» Short exercise:
Transcribe the data in full and exactly, omitting any pictures.

» Provided material:
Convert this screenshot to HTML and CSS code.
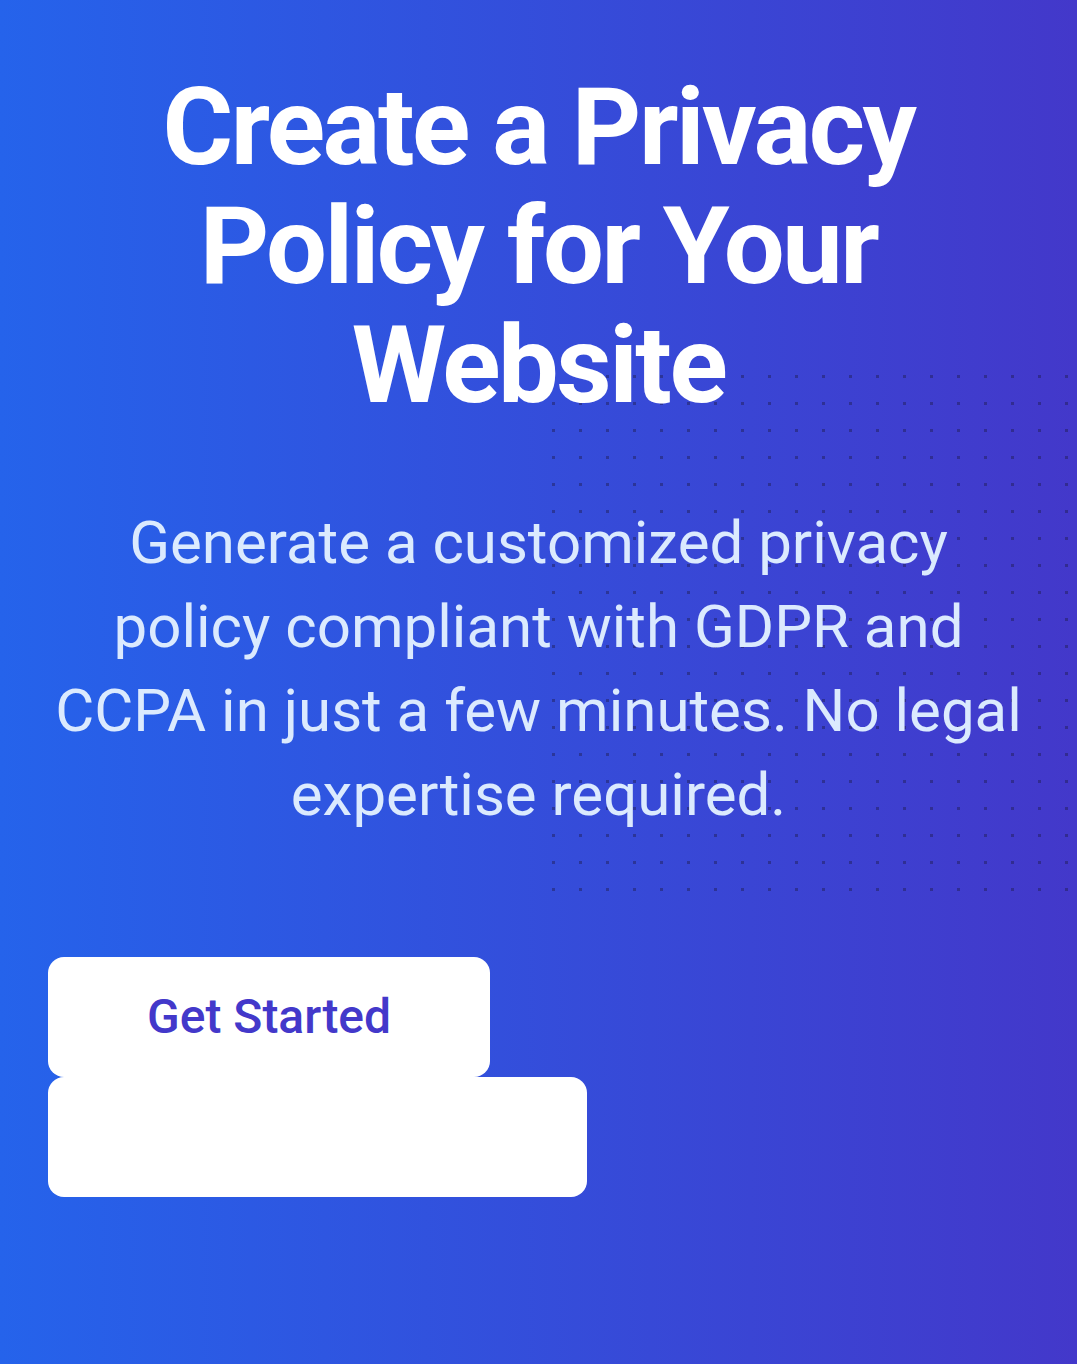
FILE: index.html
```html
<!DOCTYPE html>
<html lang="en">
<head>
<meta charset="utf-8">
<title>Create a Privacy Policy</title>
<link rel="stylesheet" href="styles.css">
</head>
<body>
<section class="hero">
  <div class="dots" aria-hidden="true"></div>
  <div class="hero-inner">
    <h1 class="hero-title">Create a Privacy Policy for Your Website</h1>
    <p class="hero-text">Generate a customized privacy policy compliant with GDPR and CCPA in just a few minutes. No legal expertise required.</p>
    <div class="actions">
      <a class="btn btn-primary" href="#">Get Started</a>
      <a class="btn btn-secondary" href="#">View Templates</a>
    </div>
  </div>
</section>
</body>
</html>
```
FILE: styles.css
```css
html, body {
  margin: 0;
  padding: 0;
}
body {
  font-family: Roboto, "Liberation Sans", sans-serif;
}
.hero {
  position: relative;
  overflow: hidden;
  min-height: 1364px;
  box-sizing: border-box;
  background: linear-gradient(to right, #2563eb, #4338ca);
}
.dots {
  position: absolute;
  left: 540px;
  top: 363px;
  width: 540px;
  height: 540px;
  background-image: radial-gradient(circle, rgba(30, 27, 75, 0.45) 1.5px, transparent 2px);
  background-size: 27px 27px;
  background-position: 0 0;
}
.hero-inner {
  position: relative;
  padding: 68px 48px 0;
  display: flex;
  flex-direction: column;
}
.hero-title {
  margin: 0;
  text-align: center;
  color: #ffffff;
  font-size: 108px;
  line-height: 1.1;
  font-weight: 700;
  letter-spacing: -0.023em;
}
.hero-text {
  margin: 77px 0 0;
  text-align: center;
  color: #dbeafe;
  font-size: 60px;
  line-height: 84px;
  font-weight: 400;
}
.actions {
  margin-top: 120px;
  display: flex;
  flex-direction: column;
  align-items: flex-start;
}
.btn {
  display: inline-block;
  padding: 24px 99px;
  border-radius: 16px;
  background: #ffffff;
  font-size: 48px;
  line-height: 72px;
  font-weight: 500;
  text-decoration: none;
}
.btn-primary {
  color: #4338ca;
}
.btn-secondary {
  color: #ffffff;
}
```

» Result of the task:
Convert this screenshot to HTML and CSS code.
FILE: index.html
```html
<!DOCTYPE html>
<html lang="en">
<head>
<meta charset="utf-8">
<title>Create a Privacy Policy</title>
<link rel="stylesheet" href="styles.css">
</head>
<body>
<section class="hero">
  <div class="dots" aria-hidden="true"></div>
  <div class="hero-inner">
    <h1 class="hero-title">Create a Privacy Policy for Your Website</h1>
    <p class="hero-text">Generate a customized privacy policy compliant with GDPR and CCPA in just a few minutes. No legal expertise required.</p>
    <div class="actions">
      <a class="btn btn-primary" href="#">Get Started</a>
      <a class="btn btn-secondary" href="#">View Templates</a>
    </div>
  </div>
</section>
</body>
</html>
```
FILE: styles.css
```css
html, body {
  margin: 0;
  padding: 0;
}
body {
  font-family: Roboto, "Liberation Sans", sans-serif;
}
.hero {
  position: relative;
  overflow: hidden;
  min-height: 1364px;
  box-sizing: border-box;
  background: linear-gradient(to right, #2563eb, #4338ca);
}
.dots {
  position: absolute;
  left: 540px;
  top: 363px;
  width: 540px;
  height: 540px;
  background-image: radial-gradient(circle, rgba(30, 27, 75, 0.45) 1.5px, transparent 2px);
  background-size: 27px 27px;
  background-position: 0 0;
}
.hero-inner {
  position: relative;
  padding: 68px 48px 0;
  display: flex;
  flex-direction: column;
}
.hero-title {
  margin: 0;
  text-align: center;
  color: #ffffff;
  font-size: 108px;
  line-height: 1.1;
  font-weight: 700;
  letter-spacing: -0.023em;
}
.hero-text {
  margin: 77px 0 0;
  text-align: center;
  color: #dbeafe;
  font-size: 60px;
  line-height: 84px;
  font-weight: 400;
}
.actions {
  margin-top: 120px;
  display: flex;
  flex-direction: column;
  align-items: flex-start;
}
.btn {
  display: inline-block;
  padding: 24px 99px;
  border-radius: 16px;
  background: #ffffff;
  font-size: 48px;
  line-height: 72px;
  font-weight: 500;
  text-decoration: none;
}
.btn-primary {
  color: #4338ca;
}
.btn-secondary {
  color: #ffffff;
}
```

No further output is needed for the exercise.